Problem statement | Find the string "index" in the listing and report every line that has it.

Raw data |
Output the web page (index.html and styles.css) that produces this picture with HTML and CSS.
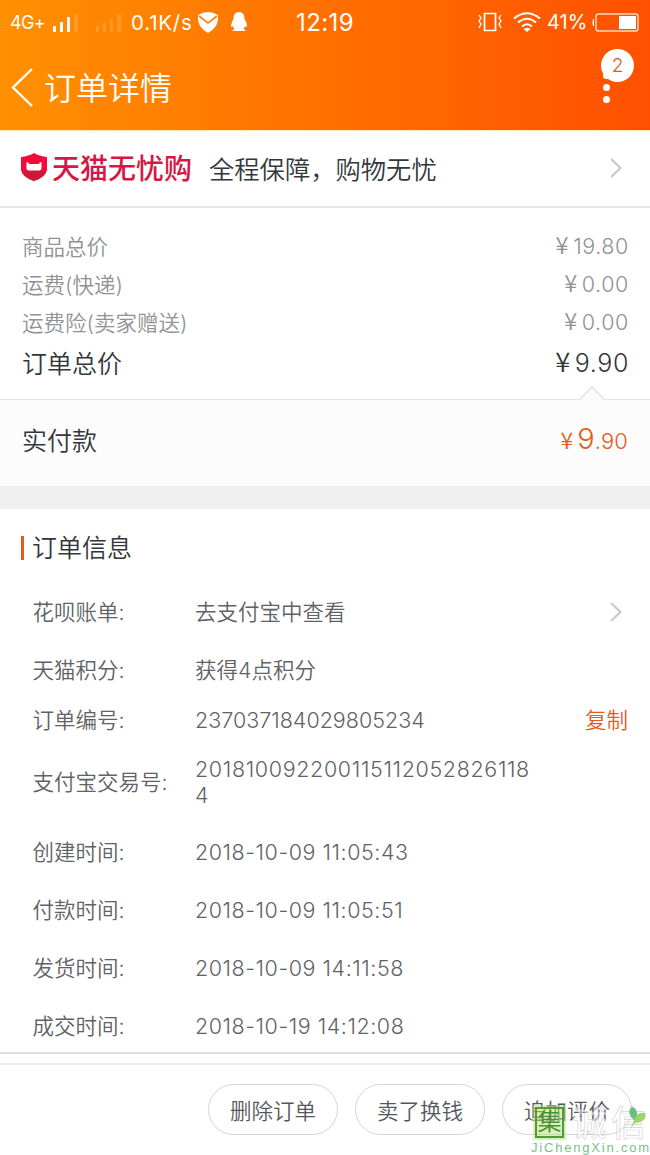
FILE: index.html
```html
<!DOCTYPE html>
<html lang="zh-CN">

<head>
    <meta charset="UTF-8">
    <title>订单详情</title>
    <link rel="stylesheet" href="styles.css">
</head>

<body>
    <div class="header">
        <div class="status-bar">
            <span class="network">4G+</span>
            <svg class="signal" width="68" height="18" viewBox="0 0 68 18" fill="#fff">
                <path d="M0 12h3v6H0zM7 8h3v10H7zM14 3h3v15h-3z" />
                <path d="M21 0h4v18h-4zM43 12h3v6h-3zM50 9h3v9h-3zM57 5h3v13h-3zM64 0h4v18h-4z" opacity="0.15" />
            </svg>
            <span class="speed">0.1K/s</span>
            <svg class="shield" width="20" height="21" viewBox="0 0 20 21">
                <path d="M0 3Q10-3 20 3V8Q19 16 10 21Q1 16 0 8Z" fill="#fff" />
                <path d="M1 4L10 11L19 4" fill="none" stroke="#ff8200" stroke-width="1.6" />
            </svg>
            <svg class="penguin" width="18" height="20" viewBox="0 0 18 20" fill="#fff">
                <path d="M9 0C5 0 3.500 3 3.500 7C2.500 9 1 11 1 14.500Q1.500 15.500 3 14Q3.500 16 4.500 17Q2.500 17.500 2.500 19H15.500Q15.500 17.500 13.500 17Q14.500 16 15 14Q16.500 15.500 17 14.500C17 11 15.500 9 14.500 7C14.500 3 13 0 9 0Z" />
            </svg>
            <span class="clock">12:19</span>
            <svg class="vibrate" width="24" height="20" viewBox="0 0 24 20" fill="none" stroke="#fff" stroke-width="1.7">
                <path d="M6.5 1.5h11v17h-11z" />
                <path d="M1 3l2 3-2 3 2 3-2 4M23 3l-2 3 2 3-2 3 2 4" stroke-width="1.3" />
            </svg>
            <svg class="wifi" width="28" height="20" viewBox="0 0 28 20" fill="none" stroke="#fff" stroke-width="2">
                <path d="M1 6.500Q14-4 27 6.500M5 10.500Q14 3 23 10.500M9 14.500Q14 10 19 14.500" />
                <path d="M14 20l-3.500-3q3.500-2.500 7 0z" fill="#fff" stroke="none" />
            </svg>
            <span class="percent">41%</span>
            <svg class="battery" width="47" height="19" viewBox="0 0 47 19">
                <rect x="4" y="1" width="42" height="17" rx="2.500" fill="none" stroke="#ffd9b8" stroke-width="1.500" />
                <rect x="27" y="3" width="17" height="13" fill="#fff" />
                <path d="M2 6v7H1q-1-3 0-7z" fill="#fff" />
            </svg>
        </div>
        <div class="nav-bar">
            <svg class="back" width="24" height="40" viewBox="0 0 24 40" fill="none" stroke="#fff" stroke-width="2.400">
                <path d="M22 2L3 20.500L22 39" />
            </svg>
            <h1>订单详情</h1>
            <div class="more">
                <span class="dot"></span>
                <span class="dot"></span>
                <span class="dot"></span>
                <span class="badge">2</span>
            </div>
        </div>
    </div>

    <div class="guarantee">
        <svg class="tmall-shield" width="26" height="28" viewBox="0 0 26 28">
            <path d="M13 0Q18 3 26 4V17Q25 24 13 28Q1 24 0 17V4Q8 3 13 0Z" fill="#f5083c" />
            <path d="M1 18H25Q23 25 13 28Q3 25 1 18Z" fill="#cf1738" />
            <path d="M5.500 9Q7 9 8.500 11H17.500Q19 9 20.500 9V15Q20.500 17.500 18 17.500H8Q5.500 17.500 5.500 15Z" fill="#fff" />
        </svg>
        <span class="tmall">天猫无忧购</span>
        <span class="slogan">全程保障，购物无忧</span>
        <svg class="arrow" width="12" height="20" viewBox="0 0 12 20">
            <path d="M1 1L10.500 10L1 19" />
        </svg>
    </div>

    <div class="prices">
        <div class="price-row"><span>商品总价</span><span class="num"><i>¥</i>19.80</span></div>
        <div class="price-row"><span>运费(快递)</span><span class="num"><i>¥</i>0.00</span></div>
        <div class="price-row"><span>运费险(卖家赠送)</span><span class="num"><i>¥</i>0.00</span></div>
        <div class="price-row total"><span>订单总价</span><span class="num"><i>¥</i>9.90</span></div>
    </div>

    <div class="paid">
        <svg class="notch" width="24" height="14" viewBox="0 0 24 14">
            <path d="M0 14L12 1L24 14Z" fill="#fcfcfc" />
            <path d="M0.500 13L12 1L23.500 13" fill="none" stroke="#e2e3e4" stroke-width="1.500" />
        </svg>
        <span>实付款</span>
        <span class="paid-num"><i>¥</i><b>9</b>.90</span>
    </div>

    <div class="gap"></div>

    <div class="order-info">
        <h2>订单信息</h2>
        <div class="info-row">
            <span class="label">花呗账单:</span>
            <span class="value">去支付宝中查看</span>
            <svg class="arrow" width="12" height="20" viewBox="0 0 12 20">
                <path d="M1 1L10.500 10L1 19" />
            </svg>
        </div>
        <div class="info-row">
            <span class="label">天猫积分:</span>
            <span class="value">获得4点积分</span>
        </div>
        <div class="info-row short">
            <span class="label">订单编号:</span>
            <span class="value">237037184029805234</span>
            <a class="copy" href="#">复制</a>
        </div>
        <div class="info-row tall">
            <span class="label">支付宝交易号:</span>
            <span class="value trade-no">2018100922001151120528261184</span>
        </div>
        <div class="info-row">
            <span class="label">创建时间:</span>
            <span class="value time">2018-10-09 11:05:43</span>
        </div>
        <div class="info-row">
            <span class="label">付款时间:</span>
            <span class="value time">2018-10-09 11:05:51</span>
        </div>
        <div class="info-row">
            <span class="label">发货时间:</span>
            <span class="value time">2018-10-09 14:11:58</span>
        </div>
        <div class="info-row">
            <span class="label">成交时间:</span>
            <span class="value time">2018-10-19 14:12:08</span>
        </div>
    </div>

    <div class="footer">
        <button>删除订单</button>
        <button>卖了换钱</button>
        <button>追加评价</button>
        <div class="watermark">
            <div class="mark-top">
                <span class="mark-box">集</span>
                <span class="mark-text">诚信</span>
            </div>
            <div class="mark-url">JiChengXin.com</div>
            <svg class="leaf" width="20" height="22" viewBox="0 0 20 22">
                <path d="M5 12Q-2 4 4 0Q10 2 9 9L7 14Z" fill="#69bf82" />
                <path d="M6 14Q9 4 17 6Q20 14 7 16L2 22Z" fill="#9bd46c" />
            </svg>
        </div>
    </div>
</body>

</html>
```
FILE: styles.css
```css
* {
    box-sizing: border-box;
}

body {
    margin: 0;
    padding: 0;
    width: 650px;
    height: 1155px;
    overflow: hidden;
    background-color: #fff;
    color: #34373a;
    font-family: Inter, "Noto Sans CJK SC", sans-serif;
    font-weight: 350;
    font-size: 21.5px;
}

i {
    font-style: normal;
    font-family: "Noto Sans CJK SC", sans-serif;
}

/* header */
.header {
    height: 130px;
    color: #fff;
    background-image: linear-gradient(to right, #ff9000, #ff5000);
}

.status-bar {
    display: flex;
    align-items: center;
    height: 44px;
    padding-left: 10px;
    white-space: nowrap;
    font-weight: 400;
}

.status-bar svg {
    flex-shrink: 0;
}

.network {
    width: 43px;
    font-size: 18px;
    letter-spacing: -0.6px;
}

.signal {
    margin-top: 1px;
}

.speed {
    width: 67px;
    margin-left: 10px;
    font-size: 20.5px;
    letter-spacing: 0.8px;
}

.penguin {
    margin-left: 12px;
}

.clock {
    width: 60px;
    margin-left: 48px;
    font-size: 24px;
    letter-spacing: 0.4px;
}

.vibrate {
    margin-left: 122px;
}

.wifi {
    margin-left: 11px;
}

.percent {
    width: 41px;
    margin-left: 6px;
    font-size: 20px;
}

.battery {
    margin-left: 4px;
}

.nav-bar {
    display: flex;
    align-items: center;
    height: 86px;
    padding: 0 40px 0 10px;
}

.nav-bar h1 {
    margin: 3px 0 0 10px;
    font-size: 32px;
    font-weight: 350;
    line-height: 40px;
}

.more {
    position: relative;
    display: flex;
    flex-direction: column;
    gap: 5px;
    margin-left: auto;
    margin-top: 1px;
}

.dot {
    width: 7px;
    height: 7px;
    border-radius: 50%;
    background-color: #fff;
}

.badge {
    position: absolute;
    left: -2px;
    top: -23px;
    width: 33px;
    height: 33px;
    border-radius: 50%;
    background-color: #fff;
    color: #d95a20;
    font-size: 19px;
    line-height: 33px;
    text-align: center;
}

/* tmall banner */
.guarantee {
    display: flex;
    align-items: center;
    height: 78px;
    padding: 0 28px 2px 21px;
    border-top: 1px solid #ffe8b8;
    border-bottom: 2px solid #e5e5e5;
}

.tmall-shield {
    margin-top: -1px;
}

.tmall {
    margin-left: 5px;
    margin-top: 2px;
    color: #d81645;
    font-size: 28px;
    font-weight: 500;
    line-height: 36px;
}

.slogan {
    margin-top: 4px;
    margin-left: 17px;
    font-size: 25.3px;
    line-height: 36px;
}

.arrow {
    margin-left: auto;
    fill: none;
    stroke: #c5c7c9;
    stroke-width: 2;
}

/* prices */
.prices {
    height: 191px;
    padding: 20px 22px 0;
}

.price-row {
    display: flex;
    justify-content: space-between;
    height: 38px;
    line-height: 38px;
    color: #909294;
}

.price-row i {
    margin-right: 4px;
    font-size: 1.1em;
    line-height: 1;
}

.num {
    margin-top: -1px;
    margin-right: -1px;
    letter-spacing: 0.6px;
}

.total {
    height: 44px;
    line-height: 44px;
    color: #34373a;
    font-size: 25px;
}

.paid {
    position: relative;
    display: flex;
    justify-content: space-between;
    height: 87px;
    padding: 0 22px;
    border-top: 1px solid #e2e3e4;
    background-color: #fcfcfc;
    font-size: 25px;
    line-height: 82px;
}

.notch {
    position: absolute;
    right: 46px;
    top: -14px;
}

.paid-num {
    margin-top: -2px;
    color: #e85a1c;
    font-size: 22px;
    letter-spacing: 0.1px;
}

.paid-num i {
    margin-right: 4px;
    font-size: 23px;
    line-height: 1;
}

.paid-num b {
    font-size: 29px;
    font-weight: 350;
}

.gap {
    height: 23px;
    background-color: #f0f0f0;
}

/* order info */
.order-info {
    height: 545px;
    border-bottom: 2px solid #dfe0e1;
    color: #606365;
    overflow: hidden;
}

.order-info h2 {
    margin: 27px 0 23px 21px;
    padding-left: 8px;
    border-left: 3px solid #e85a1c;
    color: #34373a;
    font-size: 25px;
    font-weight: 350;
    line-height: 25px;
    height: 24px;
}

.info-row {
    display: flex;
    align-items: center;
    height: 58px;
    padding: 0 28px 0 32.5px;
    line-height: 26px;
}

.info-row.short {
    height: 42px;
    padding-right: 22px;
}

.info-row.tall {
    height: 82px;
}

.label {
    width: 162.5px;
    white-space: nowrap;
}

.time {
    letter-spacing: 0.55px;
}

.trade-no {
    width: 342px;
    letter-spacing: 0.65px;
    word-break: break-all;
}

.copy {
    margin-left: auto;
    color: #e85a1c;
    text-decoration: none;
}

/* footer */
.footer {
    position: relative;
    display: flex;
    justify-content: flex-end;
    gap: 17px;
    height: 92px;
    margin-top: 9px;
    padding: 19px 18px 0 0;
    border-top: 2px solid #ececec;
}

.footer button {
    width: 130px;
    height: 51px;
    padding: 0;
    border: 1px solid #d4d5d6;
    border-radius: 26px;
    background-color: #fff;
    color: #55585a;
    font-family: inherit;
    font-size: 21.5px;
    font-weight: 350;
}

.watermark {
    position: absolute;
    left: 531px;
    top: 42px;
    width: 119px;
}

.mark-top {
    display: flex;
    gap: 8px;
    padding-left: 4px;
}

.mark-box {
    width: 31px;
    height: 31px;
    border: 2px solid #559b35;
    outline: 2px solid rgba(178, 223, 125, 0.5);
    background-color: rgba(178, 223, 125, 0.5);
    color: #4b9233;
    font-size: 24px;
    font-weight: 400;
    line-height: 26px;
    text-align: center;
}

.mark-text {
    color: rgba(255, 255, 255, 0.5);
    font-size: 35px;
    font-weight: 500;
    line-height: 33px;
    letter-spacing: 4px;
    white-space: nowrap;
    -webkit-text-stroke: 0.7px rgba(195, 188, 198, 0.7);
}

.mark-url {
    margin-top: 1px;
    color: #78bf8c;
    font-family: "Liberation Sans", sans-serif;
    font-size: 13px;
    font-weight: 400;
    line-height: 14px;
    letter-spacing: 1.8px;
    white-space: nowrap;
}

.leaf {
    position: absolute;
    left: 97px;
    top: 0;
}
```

Result of this exercise |
Output the web page (index.html and styles.css) that produces this picture with HTML and CSS.
FILE: index.html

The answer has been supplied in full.